Sunday, April 28, 2013

April 28th- Senior Trip



April 28th, 2013

            This weekend I went on my senior trip. It was absolutely amazing. I couldn’t have asked for a better trip. Grad Bash at Universal Studios was exciting and fun. I wasn’t really interested in the Pitbull concert going on. I’m not even quite sure who he is but a lot of people were freaking out for him. We stayed there until 2am. Didn’t get to sleep that night till 4am. The next day was spent at the pool and then went to Blue Man Group. They were awesome! I’m not sure how to describe it, you just have to go see them yourself. Then it was off the Longhorn for the biggest meal I’ve ever ordered. Overall was a great trip.
            A couple things were on my mind that had my mind spinning though. It didn’t ruin the experience they were just side things.
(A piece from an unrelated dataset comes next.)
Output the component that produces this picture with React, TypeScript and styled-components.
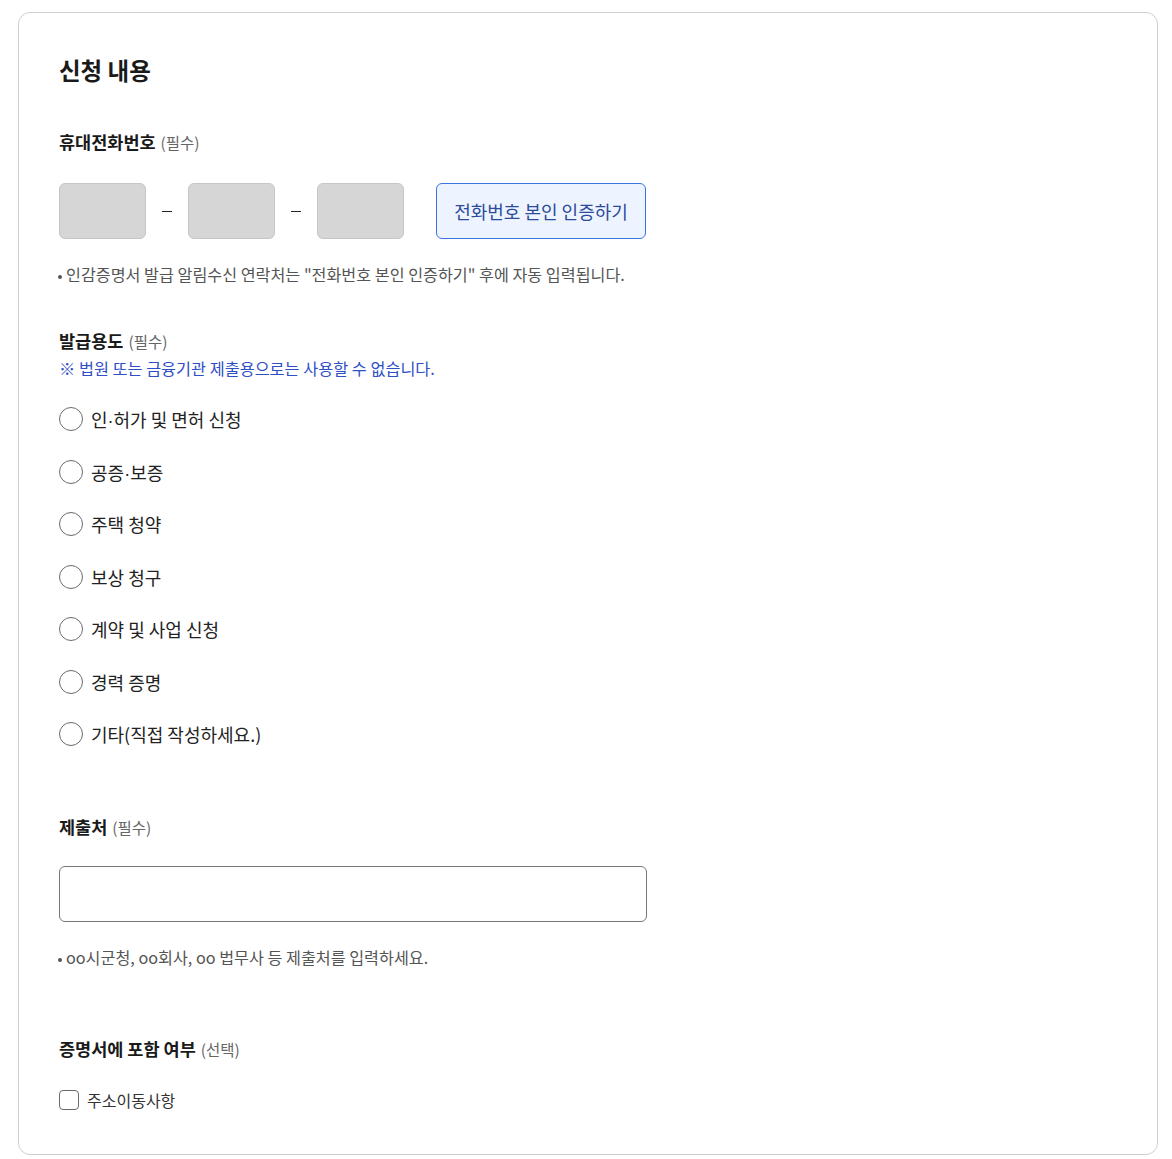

This guy that I liked for a long time (it’s a long story) blah blah blah blah blah we are great friends now and he was on the trip. Well I can’t help the fact that I still think he is adorable and we are just really comfortable with each other. I can’t help but feel protective over him as my best friend.. Well this other girl on the trip was hanging over him the entire trip…Well.. except for the times were I had him.
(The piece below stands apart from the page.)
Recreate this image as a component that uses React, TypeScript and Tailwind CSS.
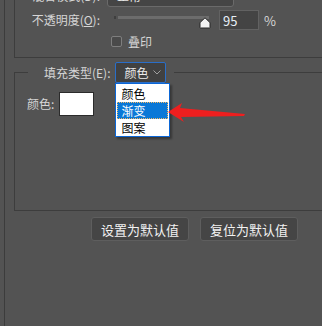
import React from "react";

const LINE = "border-[#3d3d3d]";

function Chevron({ className }: { className?: string }) {
  return (
    <svg width="8" height="5" viewBox="0 0 8 5" className={className}>
      <path d="M0.5 0.5 L4 4 L7.5 0.5" fill="none" stroke="#a0a0a0" strokeWidth="1" />
    </svg>
  );
}

export default function App() {
  return (
    <div className="relative w-[322px] h-[326px] overflow-hidden bg-[#535353] flex font-['Noto_Sans_CJK_SC',sans-serif] text-[12px] leading-none text-[#d6d6d6]">
      <div className="w-[4px] shrink-0" />
      <div className="w-px shrink-0 bg-[#3c3c3c]" />
      <div className="flex-1 flex flex-col pl-[9px]">
        {/* top group */}
        <div className={`-mt-[24px] -mr-[20px] h-[82px] border-l border-b ${LINE} flex flex-col pt-[9px]`}>
          <div className="flex items-center h-[22px]">
            <div className="w-[86px] text-right pr-px">混合模式(D):</div>
            <div className="ml-[6px] w-[127px] h-[22px] bg-[#454545] border border-[#6a6a6a] rounded-[3px] flex items-center pl-[9px] pr-[5px] text-[#e8e8e8]">
              <span className="flex-1">正常</span>
              <Chevron />
            </div>
          </div>
          <div className="flex items-center h-[20px] mt-[3px]">
            <div className="w-[86px] text-right pr-px">
              不透明度(<span className="underline">O</span>):
            </div>
            <div className="relative ml-[13px] w-[95px] h-[20px]">
              <div className="mt-[6px] flex h-[3px]">
                <div className="w-[2px] bg-[#3f3f3f]" />
                <div className="w-[2px]" />
                <div className="flex-1 bg-[#6c6c6c]" />
              </div>
              <svg width="12" height="12" viewBox="0 0 12 12" className="absolute left-[85px] top-[7px]">
                <path d="M6 0.8 L10.6 5.2 Q11 5.6 11 6.2 L11 10.4 Q11 11 10.4 11 L1.6 11 Q1 11 1 10.4 L1 6.2 Q1 5.6 1.4 5.2 Z" fill="#f2f2f2" stroke="#262626" strokeWidth="1" />
              </svg>
            </div>
            <div className="ml-[10px] w-[40px] h-[20px] bg-[#444444] border border-[#626262] flex items-center pl-[3px] text-[13px] text-[#e6eef6]">
              95
            </div>
            <div className="ml-[5px] text-[13px]">%</div>
          </div>
          <div className="flex items-center h-[13px] mt-[5px]">
            <div className="ml-[96px] w-[11px] h-[11px] rounded-[2px] border border-[#7e7e7e] bg-[#4a4a4a]" />
            <div className="ml-[6px]">叠印</div>
          </div>
        </div>

        {/* fill type group */}
        <fieldset className={`mt-[4px] -mr-[20px] h-[149px] border-l border-t border-b ${LINE} pl-[13px]`}>
          <legend className="pl-[16px] pr-[8px]">
            <div className="flex items-center h-[21px]">
              <span>填充类型(E):</span>
              <div className="relative ml-[4px]">
                <div className="w-[51px] h-[21px] bg-[#414141] border border-[#2a6ec8] rounded-[2px] flex items-center pl-[9px] pr-[4px] text-[#ececec]">
                  <span className="flex-1">颜色</span>
                  <Chevron />
                </div>
                <div className="absolute left-0 top-full w-[55px] h-[54px] bg-white border border-[#0b66d6] shadow-[2px_2px_2px_rgba(0,0,0,0.35)] flex flex-col px-px pt-px text-black">
                  <div className="h-[17px] flex items-center pl-[5px]">颜色</div>
                  <div className="h-[17px] flex items-center pl-[4px] bg-[#0a78d7] text-white border border-dotted border-[#f0b868]">渐变</div>
                  <div className="h-[17px] flex items-center pl-[5px]">图案</div>
                </div>
              </div>
            </div>
          </legend>
          <div className="flex items-center mt-[9px] -ml-px">
            <div className="w-[28px]">颜色:</div>
            <div className="ml-[4px] w-[35px] h-[24px] bg-white border border-[#2b2b2b]" />
          </div>
        </fieldset>

        {/* buttons */}
        <div className="flex justify-end pr-[24px] gap-[11px] mt-[6px]">
          <div className="w-[98px] h-[24px] bg-[#454545] border border-[#5e5e5e] rounded-[3px] flex items-center justify-center text-[13px] text-[#f2f2f2]">
            设置为默认值
          </div>
          <div className="w-[98px] h-[24px] bg-[#454545] border border-[#5e5e5e] rounded-[3px] flex items-center justify-center text-[13px] text-[#f2f2f2]">
            复位为默认值
          </div>
        </div>
      </div>

      {/* red annotation arrow */}
      <svg className="absolute inset-0 pointer-events-none" width="322" height="326" viewBox="0 0 322 326">
        <polygon points="168,112 182,103 180,108 245,114 244,116 181,117 184,122" fill="#ee1f1f" />
      </svg>
    </div>
  );
}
She kept trying to pull him away and then he would bring up stories about him and I and she would just stare at me… AWKWARD. Don’t get me wrong, I don’t want to date him.. but she just seems like trouble and I don’t want to see that go up into flames. Or maybe I haven’t fully let him go. He’s gonna be with someone else eventually… I just need to accept that. I think. Confused! Alright I’m just gonna take a moment to write out everything in my head about this situation:

            This girl slightly bothers me generally because she’s really touchy and I like my personal space. I love my best friend (not romantically, people) and I don’t want to see him get hurt. I think I’ll always care for him because there’s something just different or special about him. He’s the closest guy friend I’ve ever had. After all we’ve been through he knows me. He knows how to calm me down when I’m about to have a panic attack. He knows what I think is funny and what subjects not to bring up. I also know all those things about him. We talk a lot alike and he is like a brother to me (even though I think he is adorable). This girl just kinda popping in and trying to join our friendship feels intrusive to me. It’s like we have this awesome friendship and all the sudden jumps in and thinks they can just take him from me. Maybe that’s what is bothering me. I know my sinful nature is butting into this as well. I WAY overthink this. This isn’t evena problem and I don’t think he likes her.
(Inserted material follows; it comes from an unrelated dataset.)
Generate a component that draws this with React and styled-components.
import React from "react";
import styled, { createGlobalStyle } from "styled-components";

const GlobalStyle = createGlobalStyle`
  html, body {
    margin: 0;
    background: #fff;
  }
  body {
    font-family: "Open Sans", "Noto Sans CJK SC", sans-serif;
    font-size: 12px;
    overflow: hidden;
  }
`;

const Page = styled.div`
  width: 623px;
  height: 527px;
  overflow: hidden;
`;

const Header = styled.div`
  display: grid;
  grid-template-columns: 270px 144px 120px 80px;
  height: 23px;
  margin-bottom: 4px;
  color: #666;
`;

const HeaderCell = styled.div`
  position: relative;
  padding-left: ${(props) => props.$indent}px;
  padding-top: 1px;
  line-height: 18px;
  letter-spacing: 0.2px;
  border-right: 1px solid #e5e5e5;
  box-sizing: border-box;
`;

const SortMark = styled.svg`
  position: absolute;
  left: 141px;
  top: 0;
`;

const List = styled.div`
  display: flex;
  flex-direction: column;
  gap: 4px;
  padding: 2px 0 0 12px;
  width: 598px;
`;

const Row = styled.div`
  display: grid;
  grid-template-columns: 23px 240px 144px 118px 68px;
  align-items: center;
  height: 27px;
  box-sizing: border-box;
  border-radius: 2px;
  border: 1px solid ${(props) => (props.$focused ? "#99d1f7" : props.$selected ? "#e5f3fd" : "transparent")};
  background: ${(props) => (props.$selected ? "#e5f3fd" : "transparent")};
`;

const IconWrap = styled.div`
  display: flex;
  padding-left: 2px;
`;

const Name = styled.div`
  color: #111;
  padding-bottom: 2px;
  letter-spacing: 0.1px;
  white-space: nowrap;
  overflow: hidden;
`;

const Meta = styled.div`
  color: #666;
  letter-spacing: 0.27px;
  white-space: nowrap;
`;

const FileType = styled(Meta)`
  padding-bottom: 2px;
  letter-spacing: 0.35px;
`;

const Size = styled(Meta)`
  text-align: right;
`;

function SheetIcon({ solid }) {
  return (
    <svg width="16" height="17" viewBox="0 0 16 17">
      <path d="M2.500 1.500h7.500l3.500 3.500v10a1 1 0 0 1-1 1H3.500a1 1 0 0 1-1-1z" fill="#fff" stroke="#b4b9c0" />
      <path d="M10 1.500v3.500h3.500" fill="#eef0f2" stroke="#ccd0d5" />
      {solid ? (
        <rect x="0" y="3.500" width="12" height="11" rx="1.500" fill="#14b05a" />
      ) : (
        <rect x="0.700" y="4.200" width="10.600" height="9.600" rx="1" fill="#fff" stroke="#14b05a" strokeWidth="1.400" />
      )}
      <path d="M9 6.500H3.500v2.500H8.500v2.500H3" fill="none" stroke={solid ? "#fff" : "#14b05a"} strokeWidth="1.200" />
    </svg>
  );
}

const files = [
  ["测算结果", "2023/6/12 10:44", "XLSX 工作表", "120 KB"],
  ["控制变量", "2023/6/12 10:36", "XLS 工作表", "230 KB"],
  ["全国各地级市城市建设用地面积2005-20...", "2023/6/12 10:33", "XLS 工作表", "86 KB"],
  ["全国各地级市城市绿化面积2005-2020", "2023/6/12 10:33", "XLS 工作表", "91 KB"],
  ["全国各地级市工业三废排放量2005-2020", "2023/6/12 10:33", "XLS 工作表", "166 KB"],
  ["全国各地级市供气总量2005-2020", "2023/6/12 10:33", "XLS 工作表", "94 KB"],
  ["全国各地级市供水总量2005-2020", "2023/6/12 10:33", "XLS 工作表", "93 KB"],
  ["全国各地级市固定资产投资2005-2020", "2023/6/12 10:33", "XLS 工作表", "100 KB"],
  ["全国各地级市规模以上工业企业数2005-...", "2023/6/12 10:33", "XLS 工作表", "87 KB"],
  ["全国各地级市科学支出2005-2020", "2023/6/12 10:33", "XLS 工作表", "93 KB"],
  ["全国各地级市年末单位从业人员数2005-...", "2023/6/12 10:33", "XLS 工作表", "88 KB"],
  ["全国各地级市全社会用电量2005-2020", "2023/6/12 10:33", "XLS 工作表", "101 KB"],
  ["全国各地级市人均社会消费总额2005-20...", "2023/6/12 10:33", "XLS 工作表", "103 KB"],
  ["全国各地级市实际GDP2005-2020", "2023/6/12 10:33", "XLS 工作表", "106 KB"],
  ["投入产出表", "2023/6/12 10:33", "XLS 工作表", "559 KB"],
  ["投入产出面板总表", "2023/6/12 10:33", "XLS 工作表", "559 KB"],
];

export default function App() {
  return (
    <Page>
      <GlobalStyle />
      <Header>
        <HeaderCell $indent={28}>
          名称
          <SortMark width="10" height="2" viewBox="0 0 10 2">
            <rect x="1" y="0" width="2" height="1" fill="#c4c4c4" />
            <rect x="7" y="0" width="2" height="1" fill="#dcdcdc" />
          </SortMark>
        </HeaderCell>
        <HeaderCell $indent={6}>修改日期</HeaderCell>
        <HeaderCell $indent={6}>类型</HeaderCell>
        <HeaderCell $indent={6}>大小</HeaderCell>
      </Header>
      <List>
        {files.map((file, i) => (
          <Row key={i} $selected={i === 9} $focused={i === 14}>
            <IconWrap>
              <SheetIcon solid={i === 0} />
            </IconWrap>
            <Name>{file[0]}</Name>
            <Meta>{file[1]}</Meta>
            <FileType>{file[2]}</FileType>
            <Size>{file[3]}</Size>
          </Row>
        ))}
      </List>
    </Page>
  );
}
Ok I’m done. Time for pictures.

























Tuesday, April 23, 2013

Trouble.



April 23rd, 2013

            Oh boys, boys, boys…

Here is a new story:
             A friend of mine has started a bad cycle. Last semester this boy told me he had a crush on me. Long story short I didn’t feel the same way so I told him bluntly but gently. Ever since then things have been messy. I haven’t quite realized how far it’s gotten till now.
            Normal stuff happened first. He always wanted to now what I was doing and was always inviting me places. I’ve never really considered him to be super close so I’d usually reject the invites. Then he would start always having to know where I am, what I’m doing, who I’m with. If he couldn’t get the answers from me he would go to my friends and ask them. I let it go. Then he started to get angry over little things. I let that go too. Then in January he blows up on me out of nowhere. I had gone to another guy friend’s house and he was extremely mad. He said that since I knew he wasn’t invited that I shouldn’t have gone. He said it was all my fault he wasn’t invited. He said a lot of things that made me feel really bad. I didn’t know what to say. So I let it go. The next day he apologizes and says how he won’t do it again.
            A month later he blows up on me again, apologies, I forgive and forget. His anger starts to become more and more often and he starts to become more aggressive towards other people. He ended up hitting a friend of mine, but I’m not sure who started it. Last month he blew up on me again. He was angry for two words I said. People were telling a story about how he showed up at my house at 10pm on a Sunday and they said he thought I would like it. When someone asked me if I did I said “not exactly” in a joking matter. He texted me the whole night in anger over my comment. He apologies, I let it go. He asks me to come over, I decline… He shows up at my house…
            This week he has blown up on my again. This time he is angry because I haven’t liked any of his recent instagram photos. He says some nasty things and says how I think I never do anything wrong to him. He keeps asking me all these questions angrily and then says he’s not angry. He makes me feel like crap. I’m starting to believe it is all my fault. I’ve talked to some people at my school and they are helping me handle the situation, but I still feel guilty. I know I get angry at little things, and I haven’t been what he has expected of me and I feel bad. Not only have I not been what he wanted but now I’m completely shutting him off. I’m not sure I have any other choice though because I can’t keep going through this cycle.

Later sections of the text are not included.